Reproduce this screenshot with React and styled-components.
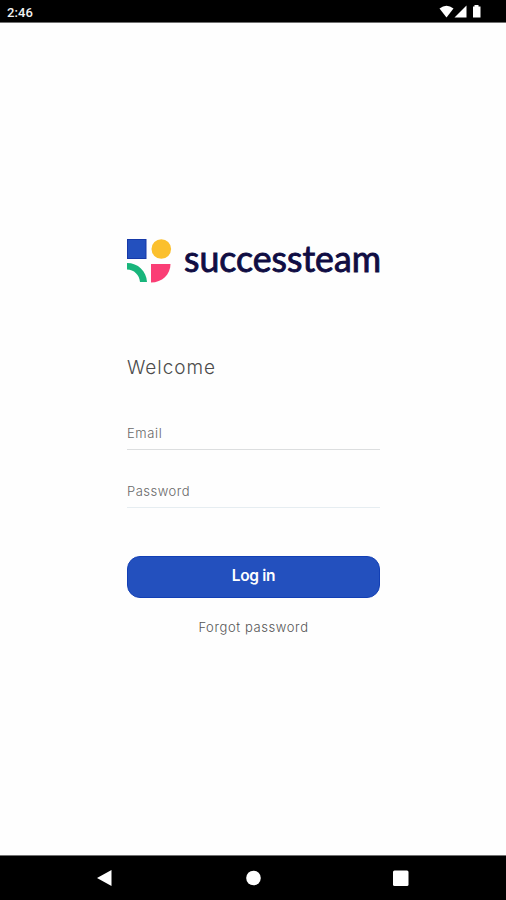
import React from "react";
import styled, { createGlobalStyle } from "styled-components";

const GlobalStyle = createGlobalStyle`
  * { box-sizing: border-box; }
  body { margin: 0; background: #fff; }
`;

const Screen = styled.div`
  width: 506px;
  height: 900px;
  display: flex;
  flex-direction: column;
  overflow: hidden;
  background: #fefefe;
  font-family: Inter, "Liberation Sans", sans-serif;
`;

const StatusBar = styled.header`
  height: 23px;
  flex: none;
  display: flex;
  align-items: center;
  justify-content: space-between;
  padding: 0 23px 0 7px;
  background: #000;
  border-bottom: 1px solid #707070;
`;

const Clock = styled.time`
  color: #f2f2f2;
  font: 500 13px/22px Roboto, sans-serif;
  letter-spacing: 0.1px;
  padding-top: 3px;
`;

const Drawing = styled.svg`
  display: block;
  flex: none;
  overflow: visible;
`;

const Main = styled.main`
  flex: 1;
  width: 253px;
  margin-left: 127px;
  padding-top: 215px;
  display: flex;
  flex-direction: column;
`;

const Welcome = styled.h1`
  margin: 70px 0 0;
  color: #4c4c4c;
  font-size: 19px;
  font-weight: 300;
  line-height: 28px;
  letter-spacing: 0.95px;
`;

const Field = styled.label`
  height: 58px;
  display: flex;
  align-items: flex-end;
  padding-bottom: 6px;
  border-bottom: 1px solid ${(p) => p.$line};
  color: #686868;
  font-size: 13px;
  font-weight: 300;
  line-height: 20px;
  letter-spacing: ${(p) => p.$spacing};
`;

const Fields = styled.div`
  padding-top: 10px;
`;

const LoginButton = styled.button`
  height: 42px;
  margin: 48px 0 0;
  padding: 0 0 2px;
  border: 1px solid #123fb5;
  border-radius: 13px;
  background: #2350be;
  color: #fff;
  font: 600 15.5px/20px Inter, sans-serif;
  letter-spacing: -0.3px;
`;

const ForgotLink = styled.a`
  align-self: center;
  margin-top: 19px;
  color: #555;
  font-size: 13px;
  font-weight: 300;
  line-height: 20px;
  letter-spacing: 0.6px;
`;

const NavBar = styled.nav`
  height: 45px;
  flex: none;
  background: #000;
  border-top: 1px solid #707070;
`;

function Logo() {
  return (
    <Drawing width="256" height="46" viewBox="0 0 256 46" role="img" aria-label="successteam">
      <rect x="0.5" y="1.5" width="18.5" height="19" fill="#2350be" stroke="#1639a8" />
      <circle cx="34.3" cy="11" r="9.8" fill="#fbc02d" />
      <path d="M0 25C11 25 19.5 33 20 44H13C12.5 37 7 31.500 0 31.500Z" fill="#18b57b" />
      <path d="M24 26H43.500C43.500 36.500 35 44.500 24 44.500Z" fill="#fa3e75" />
      <text
        x="57"
        y="34"
        textLength="197"
        lengthAdjust="spacingAndGlyphs"
        fontFamily="Lato, sans-serif"
        fontSize="36"
        fontWeight="400"
        fill="#100d43"
        stroke="#100d43"
        strokeWidth="0.9"
      >
        successteam
      </text>
    </Drawing>
  );
}

function StatusIcons() {
  return (
    <Drawing width="44" height="22" viewBox="0 0 44 22" fill="#fff">
      <path d="M0.500 8.500Q7.500 3 14.500 8.500L7.500 17.500Z" />
      <path d="M27.500 5.500V17.500H15.500Z" />
      <path d="M34 6.500H35.500V5H39.500V6.500H41.500V17.500H34Z" />
    </Drawing>
  );
}

export default function App() {
  return (
    <>
      <GlobalStyle />
      <Screen>
        <StatusBar>
          <Clock>2:46</Clock>
          <StatusIcons />
        </StatusBar>
        <Main>
          <Logo />
          <Welcome>Welcome</Welcome>
          <Fields>
            <Field $line="#dcdedf" $spacing="0.6px">Email</Field>
            <Field $line="#e6edf1" $spacing="0.5px">Password</Field>
          </Fields>
          <LoginButton>Log in</LoginButton>
          <ForgotLink>Forgot password</ForgotLink>
        </Main>
        <NavBar>
          <Drawing width="506" height="44" viewBox="0 0 506 44" fill="#fff">
            <path d="M97 22L111.500 14V30Z" />
            <circle cx="253.500" cy="22" r="7.300" />
            <rect x="393" y="14.500" width="15.500" height="15.500" rx="1.500" />
          </Drawing>
        </NavBar>
      </Screen>
    </>
  );
}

────────────────────

Copy out every line in the listing where the word "components" appears.

Reproduce this screenshot with React and styled-components.
import styled, { createGlobalStyle } from "styled-components";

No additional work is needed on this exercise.